The following command imports the XML file into the specified intraday partition:

sudo -u irisadmin /usr/illumon/latest/bin/dhconfig schema import --file <fully qualified schema file name>

where <fully qualified schema file name> is the path to the schema file you want to import, e.g., /data/sample.xml.

XML imports can be performed directly from the command line using the iris_exec tool:

iris_exec xml_import <launch args> -- <xml import args>

XML Import Arguments

The XML importer takes the following arguments:

ArgumentDescription
  • -dd or --destinationDirectory <path>
  • -dp or --destinationPartition <internal partition name / partitioning value> | <internal partition name>
  • -pcor--intradayPartition <partition column name>
Either a destination directory, specific partition, or internal partition plus a partition column must be provided. A directory can be used to write a new set of table files to specific location on disk, where they can later be read with TableTools. A destination partition is used to write to intraday locations for existing tables. The internal partition value is used to separate data on disk; it does not need to be unique for a table. The name of the import server is a common value for this. The partitioning value is a string data value used to populate the partitioning column in the table during the import. This value must be unique within the table. In summary, there are three ways to specify destination table partition(s):
  1. Destination directory (e.g., -dd /db/Intraday/<namespace>/<table>/localhost/<date>/<table/)
  2. Internal partition and destination partition (e.g., -dp localhost/2018-01-01)
  3. Internal partition and partition column - for multi-partition import (e.g., -dp localhost -pc Date)
-ns or --namespace <namespace>(Required) Namespace in which to find the target table.
-tn or --tableName <name>(Required) Name of the target table.
-fd or --delimiter <delimiter character>Field Delimiter (Optional). Allows specification of a character to be used when parsing string representations of long or double arrays.
-xi or --startIndexStarting from the root of the document, the index (1 being the first top-level element in the document after the root) of the element under which data can be found.
-xd or --startDepthUnder the element indicated by Start Index, how many levels of first children to traverse to find an element that contains data to import.
-xm or --maxDepthStarting from Start Depth, how many levels of element paths to traverse and concatenate to provide a list that can be selected under Element Name.
-xt or --elementTypeThe name or path of the element that will contain data elements.
-ev or --useElementValuesIndicates that field values will be taken from element values e.g., <Price>10.25</>.
-av or --useAttributeValuesIndicates that field values will be taken from attribute value, e.g., <Record ID="XYZ" Price="10.25" />.
-pv or --namedValuesWhen omitted, field values within the document will be named, e.g., a value called Price might be contained in an element named Price, or an attribute named Price.
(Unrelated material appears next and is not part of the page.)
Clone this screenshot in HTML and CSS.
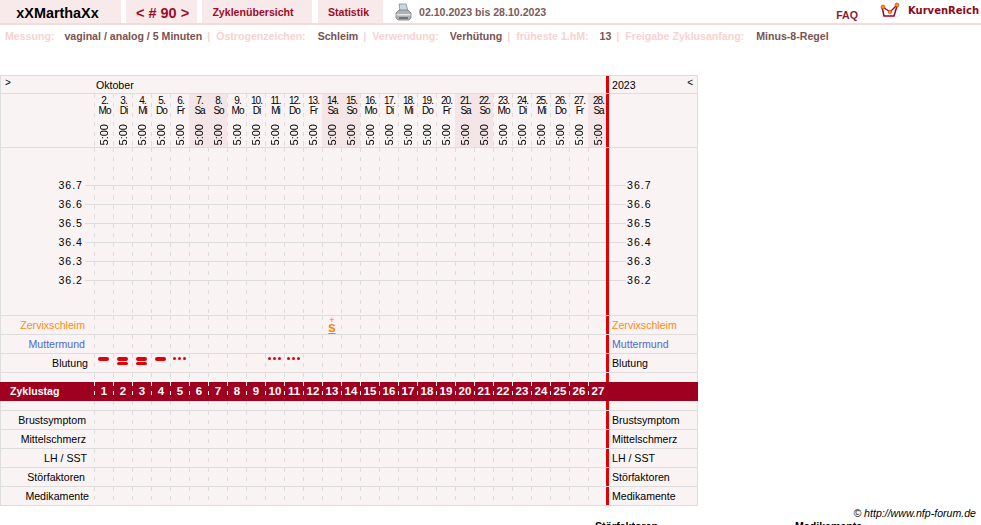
FILE: index.html
```html
<!DOCTYPE html>
<html lang="de">
<head>
<meta charset="utf-8">
<title>Zyklus 90</title>
<link rel="stylesheet" href="styles.css">
</head>
<body>
<header class="top">
  <div class="tab tab-name">xXMarthaXx</div>
  <div class="tab tab-num">&lt; # 90 &gt;</div>
  <div class="tab tab-over">Zyklenübersicht</div>
  <div class="tab tab-stat">Statistik</div>
  <svg class="printer" width="17" height="18" viewBox="0 0 17 18">
    <path d="M4 1h7l2 7H5z" fill="#c9d6e4" stroke="#7f8c99" stroke-width=".8"/>
    <path d="M1 10l3-3h9l3 3v5l-2 2H3l-2-2z" fill="#aeb2b6" stroke="#777c80" stroke-width=".8"/>
    <path d="M1.500 11h14v1.500h-14z" fill="#e4e6e8"/>
    <path d="M4 14h9v2H4z" fill="#6f7478"/>
  </svg>
  <div class="dates">02.10.2023 bis 28.10.2023</div>
  <div class="faq">FAQ</div>
  <svg class="logo" width="20" height="16" viewBox="0 0 20 16">
    <path d="M19 12h1M1 15h18" stroke="#e8e8e8" stroke-width="1"/>
    <path d="M2 5l2 9h10l3-10" fill="none" stroke="#a00020" stroke-width="1.500"/>
    <path d="M3 5l7 5 7-7" fill="none" stroke="#a00020" stroke-width="1.300"/>
    <circle cx="3" cy="5" r="2" fill="#f59a10" stroke="#c03010" stroke-width=".6"/>
    <circle cx="10" cy="10" r="1.800" fill="#f59a10" stroke="#c03010" stroke-width=".6"/>
    <circle cx="17" cy="3" r="2" fill="#f59a10" stroke="#c03010" stroke-width=".6"/>
  </svg>
  <div class="brand">KurvenReich</div>
</header>

<div class="info">
  <span class="lbl l1">Messung:</span><span class="val">vaginal / analog / 5 Minuten</span><span class="sep">|</span>
  <span class="lbl l2">Östrogenzeichen:</span><span class="val">Schleim</span><span class="sep">|</span>
  <span class="lbl l3">Verwendung:</span><span class="val">Verhütung</span><span class="sep">|</span>
  <span class="lbl l4">früheste 1.hM:</span><span class="val">13</span><span class="sep">|</span>
  <span class="lbl l5">Freigabe Zyklusanfang:</span><span class="val">Minus-8-Regel</span>
</div>

<main class="chart">
  <div class="row row-month">
    <div class="label month-l"><span class="arrow">&gt;</span></div>
    <div class="days month-name">Oktober</div>
    <div class="bar"></div>
    <div class="side month-r"><span>2023</span><span class="arrow">&lt;</span></div>
  </div>

  <div class="row row-head">
    <div class="label"></div>
    <div class="days dashed">
      <div class="hd"><b>2.</b><b>Mo</b><i>5:00</i></div>
      <div class="hd"><b>3.</b><b>Di</b><i>5:00</i></div>
      <div class="hd"><b>4.</b><b>Mi</b><i>5:00</i></div>
      <div class="hd"><b>5.</b><b>Do</b><i>5:00</i></div>
      <div class="hd"><b>6.</b><b>Fr</b><i>5:00</i></div>
      <div class="hd we"><b>7.</b><b>Sa</b><i>5:00</i></div>
      <div class="hd we"><b>8.</b><b>So</b><i>5:00</i></div>
      <div class="hd"><b>9.</b><b>Mo</b><i>5:00</i></div>
      <div class="hd"><b>10.</b><b>Di</b><i>5:00</i></div>
      <div class="hd"><b>11.</b><b>Mi</b><i>5:00</i></div>
      <div class="hd"><b>12.</b><b>Do</b><i>5:00</i></div>
      <div class="hd"><b>13.</b><b>Fr</b><i>5:00</i></div>
      <div class="hd we"><b>14.</b><b>Sa</b><i>5:00</i></div>
      <div class="hd we"><b>15.</b><b>So</b><i>5:00</i></div>
      <div class="hd"><b>16.</b><b>Mo</b><i>5:00</i></div>
      <div class="hd"><b>17.</b><b>Di</b><i>5:00</i></div>
      <div class="hd"><b>18.</b><b>Mi</b><i>5:00</i></div>
      <div class="hd"><b>19.</b><b>Do</b><i>5:00</i></div>
      <div class="hd"><b>20.</b><b>Fr</b><i>5:00</i></div>
      <div class="hd we"><b>21.</b><b>Sa</b><i>5:00</i></div>
      <div class="hd we"><b>22.</b><b>So</b><i>5:00</i></div>
      <div class="hd"><b>23.</b><b>Mo</b><i>5:00</i></div>
      <div class="hd"><b>24.</b><b>Di</b><i>5:00</i></div>
      <div class="hd"><b>25.</b><b>Mi</b><i>5:00</i></div>
      <div class="hd"><b>26.</b><b>Do</b><i>5:00</i></div>
      <div class="hd"><b>27.</b><b>Fr</b><i>5:00</i></div>
      <div class="hd we"><b>28.</b><b>Sa</b><i>5:00</i></div>
    </div>
    <div class="bar"></div>
    <div class="side"></div>
  </div>

  <div class="row row-temp">
    <div class="label"></div>
    <div class="days dashed"></div>
    <div class="bar"></div>
    <div class="side"></div>
    <div class="temps">
      <div class="temp"><span class="t-l">36.7</span><span class="t-line"></span><span class="t-r">36.7</span></div>
      <div class="temp"><span class="t-l">36.6</span><span class="t-line"></span><span class="t-r">36.6</span></div>
      <div class="temp"><span class="t-l">36.5</span><span class="t-line"></span><span class="t-r">36.5</span></div>
      <div class="temp"><span class="t-l">36.4</span><span class="t-line"></span><span class="t-r">36.4</span></div>
      <div class="temp"><span class="t-l">36.3</span><span class="t-line"></span><span class="t-r">36.3</span></div>
      <div class="temp"><span class="t-l">36.2</span><span class="t-line"></span><span class="t-r">36.2</span></div>
    </div>
  </div>

  <div class="row">
    <div class="label orange">Zervixschleim</div>
    <div class="days dashed">
      <div class="cell skip12"><span class="mucus"><small>+</small><u>S</u></span></div>
    </div>
    <div class="bar"></div>
    <div class="side orange">Zervixschleim</div>
  </div>
  <div class="row">
    <div class="label blue">Muttermund</div>
    <div class="days dashed"></div>
    <div class="bar"></div>
    <div class="side blue">Muttermund</div>
  </div>
  <div class="row">
    <div class="label pad-a">Blutung</div>
    <div class="days dashed">
      <div class="cell"><span class="dash"></span></div>
      <div class="cell"><span class="dash"></span><span class="dash"></span></div>
      <div class="cell"><span class="dash"></span><span class="dash"></span></div>
      <div class="cell"><span class="dash"></span></div>
      <div class="cell"><span class="dots"><s></s><s></s><s></s></span></div>
      <div class="cell"></div><div class="cell"></div><div class="cell"></div><div class="cell"></div>
      <div class="cell"><span class="dots"><s></s><s></s><s></s></span></div>
      <div class="cell"><span class="dots"><s></s><s></s><s></s></span></div>
    </div>
    <div class="bar"></div>
    <div class="side">Blutung</div>
  </div>

  <div class="row row-gap1">
    <div class="label"></div><div class="days dashed"></div><div class="bar"></div><div class="side"></div>
  </div>

  <div class="row row-band">
    <div class="label band-l">Zyklustag</div>
    <div class="days dashed-w">
      <div class="num">1</div><div class="num">2</div><div class="num">3</div><div class="num">4</div><div class="num">5</div>
      <div class="num">6</div><div class="num">7</div><div class="num">8</div><div class="num">9</div><div class="num">10</div>
      <div class="num">11</div><div class="num">12</div><div class="num">13</div><div class="num">14</div><div class="num">15</div>
      <div class="num">16</div><div class="num">17</div><div class="num">18</div><div class="num">19</div><div class="num">20</div>
      <div class="num">21</div><div class="num">22</div><div class="num">23</div><div class="num">24</div><div class="num">25</div>
      <div class="num">26</div><div class="num">27</div>
    </div>
  </div>

  <div class="row row-gap2">
    <div class="label"></div><div class="days dashed"></div><div class="bar"></div><div class="side"></div>
  </div>

  <div class="row">
    <div class="label pad-b">Brustsymptom</div><div class="days dashed"></div><div class="bar"></div><div class="side">Brustsymptom</div>
  </div>
  <div class="row">
    <div class="label pad-b">Mittelschmerz</div><div class="days dashed"></div><div class="bar"></div><div class="side">Mittelschmerz</div>
  </div>
  <div class="row">
    <div class="label pad-c">LH / SST</div><div class="days dashed"></div><div class="bar"></div><div class="side">LH / SST</div>
  </div>
  <div class="row">
    <div class="label">Störfaktoren</div><div class="days dashed"></div><div class="bar"></div><div class="side">Störfaktoren</div>
  </div>
  <div class="row">
    <div class="label pad-d">Medikamente</div><div class="days dashed"></div><div class="bar"></div><div class="side">Medikamente</div>
  </div>
</main>

<div class="credit">© http://www.nfp-forum.de</div>
<div class="legend"><strong class="leg-a">Störfaktoren</strong><strong class="leg-b">Medikamente</strong></div>
</body>
</html>
```
FILE: styles.css
```css
html, body { margin: 0; padding: 0; background: #fff; }
body {
  width: 981px; height: 525px; overflow: hidden;
  font-family: "Liberation Sans", Arial, sans-serif; font-size: 10.6px; color: #000;
}

/* top bar */
.top {
  display: flex; align-items: flex-start; height: 25px; box-sizing: border-box;
  border-bottom: 2px solid #f5dcdc;
}
.tab {
  height: 23px; background: #f8eaea; text-align: center; font-weight: bold;
  line-height: 24px; color: #a00a28; box-sizing: border-box;
}
.tab-name { width: 121px; padding-right: 6px; margin-right: 5px; color: #000; font-size: 14.4px; line-height: 27px; }
.tab-num { width: 71px; padding-left: 2px; margin-right: 5px; font-size: 14.5px; line-height: 26px; }
.tab-over { width: 110px; padding-right: 8px; margin-right: 6px; }
.tab-stat { width: 65px; padding-right: 4px; }
.printer { margin: 3px 0 0 12px; }
.dates { margin-left: 7px; font-weight: bold; color: #7a5a5a; line-height: 24px; }
.faq { margin-left: auto; margin-top: 3px; font-weight: bold; color: #8a1a30; line-height: 24px; }
.logo { margin: 2px 0 0 22px; }
.brand {
  margin: 0 1px 0 8px; font-family: "DejaVu Sans", sans-serif; font-weight: bold;
  font-size: 10px; line-height: 21px; color: #8a0a20; width: 72px; white-space: nowrap;
}

/* info line */
.info {
  height: 50px; padding: 5px 0 0 5px; box-sizing: border-box; line-height: 13px;
  font-weight: bold; white-space: nowrap; display: flex;
}
.lbl { color: #f8d2d2; }
.val { color: #7a5252; }
.sep { color: #f8d2d2; margin: 0 6px 0 5px; }
.l1 { margin-right: 10px; }
.l2 { margin-right: 12px; }
.l3 { margin-right: 11px; }
.l4 { margin-right: 11px; }
.l5 { margin-right: 12px; }

/* chart */
.chart { width: 698px; border-top: 1px solid #ddd; }
.row {
  display: flex; height: 19px; box-sizing: border-box; position: relative;
  background: #f9f3f3; border-bottom: 1px solid #ddd;
  border-left: 1px solid #ddd; border-right: 1px solid #ddd; line-height: 18px;
}
.label { width: 93px; box-sizing: border-box; padding-right: 9px; text-align: right; flex: none; }
.pad-a { padding-right: 6px; }
.pad-b { padding-right: 8px; }
.pad-c { padding-right: 7px; }
.pad-d { padding-right: 5px; }
.days { width: 512px; box-sizing: border-box; flex: none; display: flex; position: relative; overflow: hidden; }
.bar { width: 3px; flex: none; background: #e00008; position: relative; z-index: 1; }
.side { flex: 1; padding-left: 3px; white-space: nowrap; }

.dashed::before, .dashed-w::before {
  content: ""; position: absolute; inset: 0;
  background: repeating-linear-gradient(90deg, #ddd 0 1px, transparent 1px 19px);
  -webkit-mask: repeating-linear-gradient(180deg, #000 0 4px, transparent 4px 9.5px);
  mask: repeating-linear-gradient(180deg, #000 0 4px, transparent 4px 9.5px);
}
.dashed-w::before { background: repeating-linear-gradient(90deg, #fff 0 1px, transparent 1px 19px); }

.row-month { height: 18px; line-height: 18px; }
.month-l { text-align: left; padding-left: 4px; }
.month-name { padding-left: 2px; }
.month-r { display: flex; justify-content: space-between; padding-right: 4px; }
.arrow { display: block; line-height: 13px; font-size: 10px; }
.row-head { height: 54px; }
.row-temp { height: 168px; }
.row-gap1 { height: 9px; border-bottom: 0; }
.row-gap2 { height: 10px; }

.hd {
  width: 19px; flex: none; position: relative; display: flex; flex-direction: column;
  align-items: center; font-size: 10px; line-height: 10px; letter-spacing: -1px; padding: 2px 0 0 2px;
  box-sizing: border-box;
}
.hd b { font-weight: normal; }
.hd i {
  font-style: normal; font-size: 11px; letter-spacing: 0; writing-mode: vertical-rl;
  transform: rotate(180deg); margin-top: 8px; line-height: 11px;
}
.we { background: #f4e6e6; }

.temps { position: absolute; left: 0; right: 0; top: 28px; display: flex; flex-direction: column; }
.temp { display: flex; height: 19px; align-items: center; line-height: 19px; }
.t-l { width: 82px; text-align: right; letter-spacing: 1px; }
.t-line { width: 541px; height: 1px; background: #ddd; margin: 0 0 0 2px; }
.t-r { letter-spacing: 1px; margin-left: 1px; }

.orange { color: #ff8a14; }
.blue { color: #5068d0; }

.cell { width: 19px; flex: none; position: relative; }
.skip12 { margin-left: 228px; }
.mucus {
  position: absolute; left: 5px; top: 0; width: 10px; text-align: center;
  color: #ff8000; font-weight: bold; display: flex; flex-direction: column; align-items: center;
}
.mucus small { font-size: 9px; font-weight: normal; line-height: 8px; }
.mucus u { font-size: 11px; line-height: 9px; }
.dash {
  display: block; width: 11px; height: 3.5px; margin: 3px 0 0 4px;
  background: #e00008; border-radius: 2px;
}
.dash + .dash { margin-top: 1px; }
.dots { display: flex; gap: 2px; margin: 3px 0 0 3px; }
.dots s { width: 3px; height: 3px; background: #e00008; border-radius: 50%; }

.row-band { background: #a00020; border: 0; height: 19px; margin: 0; color: #fff; padding-left: 1px; line-height: 19px; font-weight: bold; }
.band-l { text-align: left; padding: 0 0 0 9px; }
.num { width: 19px; flex: none; text-align: center; font-size: 11.5px; padding-left: 1px; box-sizing: border-box; }

/* footer */
.credit { width: 976px; text-align: right; font-style: italic; line-height: 13px; margin-top: 1px; }
.legend { position: relative; padding-left: 595px; font-weight: bold; line-height: 13px; margin-top: 0; white-space: nowrap; display: flex; }
.leg-a { width: 200px; }
```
When this option is included, field names (column names) will be taken from the table schema, and the data values will be parsed into them by matching the position of the value with the position of column in the schema.
-om or --outputMode <import behavior>(Optional):
  • SAFE (default)- SAFE checks whether the target table already contains data matching the provided partitioning value; if it does, the import is aborted.
  • When developing an import process, REPLACE should be used, because failed import attempts will often write some data to the table, causing the next attempt with SAFE to abort.
  • APPEND should normally be used only when you are running multiple imports to load a set of data to the same table at one time, possibly from multiple different sources, and the resultant data needs to be kept together as part of one logical partition.
-rc or --relaxedChecking <TRUE or FALSE>(Optional) Defaults to FALSE. If TRUE, will allow target columns that are missing from the source XML to remain null, and will allow import to continue when data conversions fail. In most cases, this should be set to TRUE only when developing the import process for a new data source.
  • -sd or --sourceDirectory <path>
  • -sf or --sourceFile <exact file name>
  • -sg or --sourceGlob <file name pattern>
sourceDirectory, sourceFile, and sourceGlob are all optional. If none of these are provided, the system will attempt to do a multi-file import. Otherwise, sourceDirectory will be used in conjunction with sourceFile or sourceGlob. If sourceDirectory is not provided, but sourceFile is, then sourceFile will be used as a fully qualified file name. If sourceDirectory is not provided, but sourceGlob is, then sourceDirectory will default to the configured log file directory from the prop file being used.
-sn or --sourceName <ImportSource name>Specific ImportSource to use. If not specified, the importer will use the first ImportSource block that it finds that matches the type of the import (CSV/XML/JSON/JDBC).

One special case when importing XML data is columns in the target table with a type of Boolean.

  • By default, the XML importer will attempt to interpret string data from the source table with 0, F, f, or any case of false, being written as a Boolean false.
  • Similarly, 1, T, t, or any case of true would be a Boolean true.
  • Any other value would result in a conversion failure that may be continuable, if, for instance, a default is set for the column.
  • To convert from other representations of true/false, for example from foreign language strings, a formula or transform would be needed, along with a sourceType="String" to ensure the reading of the data from the XML value is handled correctly.